Slightly annoyingly, though, some little laws are being passed in this Neglexit phase: the sugar tax, for example, passed in April. The government has time for two extremes of governing: for the vast matter of Brexit, and for fiddly little laws on the side, just so they can be seen to be doing something.

So government bills this session are for things like armed forces flexible working, the rolling out of smart meters and anti-upskirting legislation: worthy and kind but decidedly narrow. They’ll be looked back on nostalgically if and when Neglexit is succeeded by Labour coming to power. When Labour start renationalising the railways, taxing second homes and banning free schools, we’ll be nostalgic for these days of being not-governed.

Belgium survived for 589 days without a government in 2010-11, when opposing Flemish and Walloons were unable to agree on policy. The sky did not fall in. Now Northern Ireland has beaten that record: it’s into the 600s of days without a devolved government, but there’s not yet a state of panic. With civil servants keeping things ticking over, it can take a very long time for an absence of government ministers to be noticed by ordinary citizens.

Brexit swamps the national agenda to such an extent that, sitting round our kitchen table yesterday — and we’re quite a news-paper-reading family — we couldn’t remember who the current education secretary or health secretary were.
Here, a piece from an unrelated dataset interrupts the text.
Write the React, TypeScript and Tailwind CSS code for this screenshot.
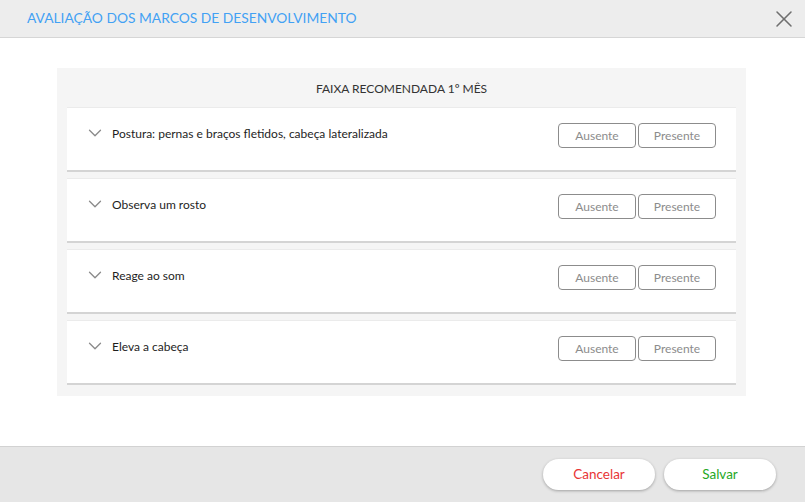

Ten out of ten if you can name those two straight off. How different from the days when education was Gove, Gove, Gove, and he was doing big things and making a difference, love him or loathe him.

The current education secretary (Damian Hinds) was in Holland last week, it turns out, finding out about child mental health in a country that has a very good record on child mental health. Good for him. I’m thankful that he’s not trying to reinvent the national curriculum or change the public examination system again. We’ve had four different housing ministers in as many years. There have been so many Brexit- and g-eneral election-enforced cabinet reshuffles that it’s impossible to keep up with who’s who, and the people who are the new ‘who’ are so taken up with Brexit, and so new to their various posts, that they’re still learning the ropes and don’t feel equipped to make sweeping changes.

I only wish HS2 had not got as far as it had by June 2016, when it was pretty much unstoppable because so much money had already been invested in it, and new tower blocks near Euston were already being built to replace the blocks earmarked for demolition for the new line. If it hadn’t got that far, the whole ill-conceived, expensive, Chiltern-wrecking project — a project that will suck millions of people into London rather than away from it — might well have been shelved.

What fraction of May’s political thoughts are Brexit-related, and what fraction are about other things (housing, health, infrastructure, Syria, etc?) We can’t know, but I’d guess her thoughts are at least four-fifths Brexit, or maybe more, in these fraught weeks when everything is coming to the terrible crunch. She simply hasn’t got the hours in the day to think about much else. And tentatively, but with increasing confidence, we citizens are making our own way across box junctions.